First, mandatory multi-cloud and geo-diversity. Financial institutions will be required to prove they are not dependent on a single cloud provider. This means every major bank using AWS for core banking will need a secondary provider (likely Azure or Oracle) with live failover. This is not trivial. Latency-sensitive applications like payment clearance systems (Faster Payments, CHAPS) require RTOs under one second for critical workloads. Cross-cloud replication at that speed is technically challenging and expensive.

Second, auditor-level access and data isolation. Cloud giants have notoriously opaque audit trails. The fine print on data usage for AI training has been a point of contention (recall the Zoom and GitHub data controversies). Regulators will demand that financial customer data be fully isolated from any commercial use—including for improving the cloud provider's own machine learning models. This creates a requirement for physically separate compute clusters for financial clients, which increases costs and reduces elasticity. Based on my experience auditing DeFi protocols for SEC filing risk, I can tell you that this level of separation will be a multi-year engineering effort for AWS and Azure.

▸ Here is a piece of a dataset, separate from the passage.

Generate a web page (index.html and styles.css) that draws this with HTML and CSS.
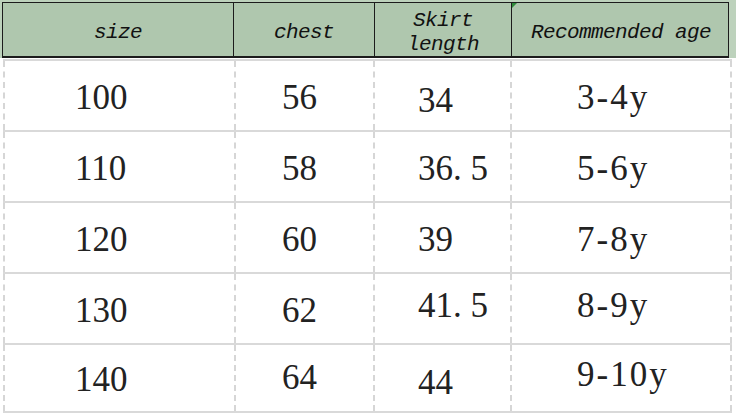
FILE: index.html
```html
<!DOCTYPE html>
<html lang="en">
<head>
<meta charset="utf-8">
<title>Size chart</title>
<link rel="stylesheet" href="styles.css">
</head>
<body>
<div class="sheet">
  <div class="band">
    <div class="head">
      <div class="hcell">size</div>
      <div class="hcell">chest</div>
      <div class="hcell">Skirt<br>length</div>
      <div class="hcell marked">Recommended age<span class="note"></span></div>
    </div>
  </div>
  <div class="rows">
    <div class="row">
      <div class="cell c1">100</div>
      <div class="cell c2">56</div>
      <div class="cell c3 lo">34</div>
      <div class="cell c4">3-4y</div>
    </div>
    <div class="row">
      <div class="cell c1">110</div>
      <div class="cell c2">58</div>
      <div class="cell c3">36. 5</div>
      <div class="cell c4">5-6y</div>
    </div>
    <div class="row">
      <div class="cell c1">120</div>
      <div class="cell c2">60</div>
      <div class="cell c3">39</div>
      <div class="cell c4">7-8y</div>
    </div>
    <div class="row">
      <div class="cell c1">130</div>
      <div class="cell c2">62</div>
      <div class="cell c3 hi">41. 5</div>
      <div class="cell c4 hi">8-9y</div>
    </div>
    <div class="row">
      <div class="cell c1">140</div>
      <div class="cell c2 hi2">64</div>
      <div class="cell c3 lo">44</div>
      <div class="cell c4 hi">9-10y</div>
    </div>
  </div>
</div>
</body>
</html>
```

FILE: styles.css
```css
html, body {
  margin: 0;
  padding: 0;
  background: #ffffff;
}

.sheet {
  width: 736px;
  height: 416px;
  overflow: hidden;
  background: #ffffff;
}

.band {
  background: #bdd2bc;
  padding: 2px 7px 0 2px;
}

.head {
  display: grid;
  grid-template-columns: 230px 141px 137px 219px;
  height: 56px;
  box-sizing: border-box;
  border: 1px solid #1c1c1c;
  border-bottom-width: 2px;
  background: #afc7ae;
}

.hcell {
  display: flex;
  align-items: center;
  justify-content: center;
  text-align: center;
  font-family: "Liberation Mono", "DejaVu Sans Mono", monospace;
  font-style: italic;
  font-size: 21px;
  letter-spacing: -0.6px;
  line-height: 24px;
  color: #111111;
  border-left: 1px solid #1c1c1c;
  padding-top: 6px;
}

.hcell:first-child {
  border-left: none;
}

.marked {
  position: relative;
}

.note {
  position: absolute;
  left: 0;
  top: 0;
  width: 0;
  height: 0;
  border-top: 5px solid #2f8a3a;
  border-right: 5px solid transparent;
}

.rows {
  margin-left: 3px;
  width: 729px;
  padding-top: 1px;
  display: flex;
  flex-direction: column;
}

.row {
  display: grid;
  grid-template-columns: 231px 139px 137px 222px;
  height: 71px;
  box-sizing: border-box;
  border-top: 2px solid #d9d9d9;
}

.row:last-child {
  height: 70px;
  border-bottom: 2px solid #d9d9d9;
}

.cell {
  display: flex;
  align-items: center;
  box-sizing: border-box;
  border-left: 2px dashed #d6d6d6;
  font-family: "Liberation Serif", "Times New Roman", serif;
  font-size: 35px;
  color: #222222;
  padding-top: 4px;
}

.cell.c4 {
  border-right: 2px dashed #d6d6d6;
  letter-spacing: 2px;
}

.c1 { padding-left: 70px; }
.c2 { padding-left: 46px; }
.c3 { padding-left: 43px; }
.c4 { padding-left: 65px; }

.lo { padding-top: 10px; }
.hi { padding-top: 0; padding-bottom: 6px; }
.hi2 { padding-top: 0; }
```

Third, capital-like reserves for operational risk. Cloud providers will likely need to hold capital reserves against potential system-wide failures, similar to how banks hold capital for operational risk. This is unprecedented. It essentially turns cloud infrastructure into a utility-like business with regulated returns. The unit economics shift: compliance costs become fixed overhead, and scale becomes a hedge against regulatory burden.

Let's get into the numbers. AWS's financial services revenue is estimated at $6-8 billion annually. If regulatory compliance adds 15-25% overhead, that's a $1-2 billion cost hit. But those costs will be passed down to financial clients through higher pricing. The net effect: the cost of cloud for banking will rise, but the barrier to entry for using alternative providers will also rise. Liquidity evaporation detected in the startup-friendly, cheap-cloud era.

Contrarian Angle

The conventional narrative is that this regulation protects the financial system. I see a different risk: it may entrench the oligopoly it aims to break. Compliance costs are so high that only the Big Four can afford to build the required infrastructure. Mid-tier cloud providers (IBM Cloud, Alibaba Cloud, European upstarts like OVHcloud) cannot compete. The result? A regulated cartel of four suppliers, sanctioned by the government.

This is worst for crypto-native businesses. Many crypto exchanges and DeFi protocols still run on AWS or GCP for scalability. Under new rules, these platforms will be forced into using approved cloud providers only—but the providers may reject them due to risk profile. We've already seen AWS restrict certain crypto mining activities. This regulation gives them a legal basis to deny service to high-risk fintech verticals. The "permissionless cloud" is dead.

Furthermore, the regulation may slow down adoption of innovative architectures like confidential computing or decentralized storage. Regulators are likely to favor traditional, auditable, centralized designs over new unexplored ones. That means the edge that crypto-native infrastructure had over legacy—speed and low cost—will erode.

Takeaway

This is a once-in-a-decade structural shift. The UK is creating a template that other major markets will copy. The key signal to watch is the specific language around "mandatory multi-cloud" in the upcoming PRA policy sheet. If the requirements allow for a primary cloud with a redundant backup on a different provider, that's manageable. If they force active-active multi-cloud with real-time data portability, that's a multi-billion dollar engineering problem that will take years.

For now, the smart money is on RegTech: companies that provide cloud compliance automation, cross-cloud orchestration, and audit trail tooling. They are the picks and shovels in this gold rush. The cloud giants themselves will weather the storm but face margin compression. The losers? Every small fintech that relied on cheap, unregulated cloud to compete with incumbents.

The clock is ticking. Pattern emerging from chaos. Watch for the first cloud provider to voluntarily announce a "financial-grade" compliance certification—that will be the leading indicator of which player wins the regulatory race.